Tout le monde est unanime sur le fait que la campagne précédente n’a pas répondu aux attentes des agriculteurs et éleveurs dans certaines localités du pays. Un important déficit fourrager a été d’ailleurs relevé par les services en charge de l’évaluation des pâturages au sortir de cette campagne. Du coup, cette situation a engendré une insécurité alimentaire et une crise pastorale : quelles sont les informations dont vous disposez par rapport à l’accompagnement des paysans et éleveurs pendant cette période de soudure ?
Dès le mois d’avril, la situation alimentaire était préoccupante à cause surtout de la rétention des stocks qui a engendré la flambée des prix de céréales. La prompte réaction du Gouvernement avec la distribution gratuite et la vente à prix d’importants tonnages de vivres a permis de mettre fin à cette hausse de prix des céréales de première nécessité. D’autres actions comme le cash transfert et le cash for work ont fortement contribué à atténuer la crise alimentaire dans les zones vulnérables.

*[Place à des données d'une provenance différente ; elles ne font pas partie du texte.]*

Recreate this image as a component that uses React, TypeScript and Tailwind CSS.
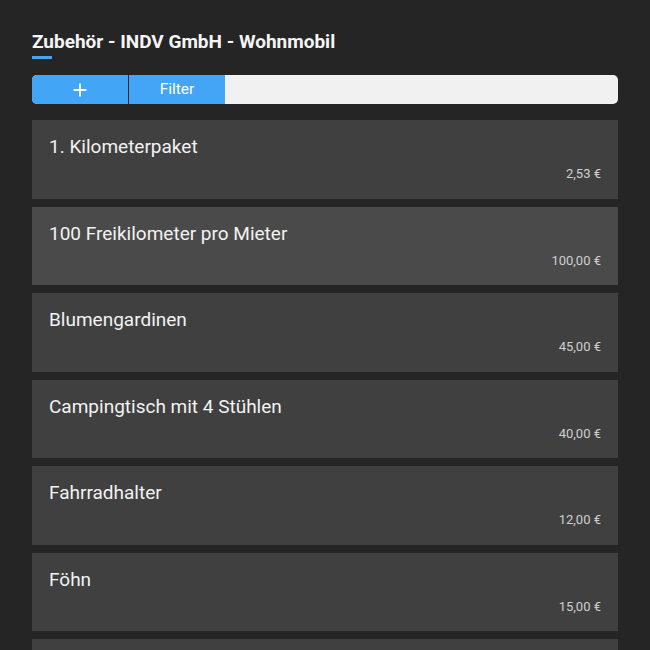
import React from "react";

const items = [
  { name: "1. Kilometerpaket", price: "2,53 €" },
  { name: "100 Freikilometer pro Mieter", price: "100,00 €", hover: true },
  { name: "Blumengardinen", price: "45,00 €" },
  { name: "Campingtisch mit 4 Stühlen", price: "40,00 €" },
  { name: "Fahrradhalter", price: "12,00 €" },
  { name: "Föhn", price: "15,00 €" },
  { name: "Gasflasche", price: "20,00 €" },
];

export default function App() {
  return (
    <div className="h-[650px] w-[650px] overflow-hidden bg-[#252525] px-[32px] pt-[30px] font-['Roboto',sans-serif]">
      <div className="w-fit">
        <h1 className="text-[19px] font-bold leading-[24px] text-[#f5f5f5]">
          Zubehör - INDV GmbH - Wohnmobil
        </h1>
        <div className="mt-[2px] h-[3px] w-[20px] bg-[#42a5f5]" />
      </div>
      <div className="mt-[16px] flex h-[29px] w-full overflow-hidden rounded-[5px] bg-[#f1f1f1]">
        <button className="flex w-[96px] items-center justify-center bg-[#42a5f5] text-white">
          <svg width="14" height="14" viewBox="0 0 14 14">
            <path d="M7 0.5v13M0.5 7h13" stroke="white" strokeWidth="2" />
          </svg>
        </button>
        <div className="w-[1px] bg-[#252525]" />
        <button className="flex w-[96px] items-center justify-center bg-[#42a5f5] text-[15.5px] text-white">
          Filter
        </button>
      </div>
      <div className="mt-[16px] flex flex-col gap-[8px]">
        {items.map((it) => (
          <div
            key={it.name}
            className={`h-[78.5px] shrink-0 px-[17px] pt-[16px] ${it.hover ? "bg-[#4a4a4a]" : "bg-[#404040]"}`}
          >
            <div className="text-[19px] leading-[22px] text-[#f2f2f2]">{it.name}</div>
            <div className="mt-[8px] text-right text-[13px] leading-[15px] text-[#cfcfcf]">{it.price}</div>
          </div>
        ))}
      </div>
    </div>
  );
}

Actuellement, on assiste à une légère baisse de prix des céréales sur l’ensemble du territoire national.
Pour atténuer les effets du déficit fourrager, le ministère a vite élaboré et mis en œuvre un plan de réponse au déficit fourrager. Ce plan a consisté à la sensibilisation des éleveurs pour une meilleure gestion des ressources pastorales, à la réalisation des bandes pare feux pour la protection des pâturages des zones pourvues de pâturages, à la réalisation et/ou à la réhabilitation des points d’eau dans les zones pourvues de pâturages, à la valorisation des résidus des cultures et des fourrages grossiers et à la promotion des cultures fourragères dans les zones favorables.
Au cours de la période de soudure, le Gouvernement a intensifié la mise en place d’aliments bétail. C’est ainsi que des milliers de tonnes d’aliments pour bétail sont mis en place et vendues à prix modéré aux éleveurs vulnérables.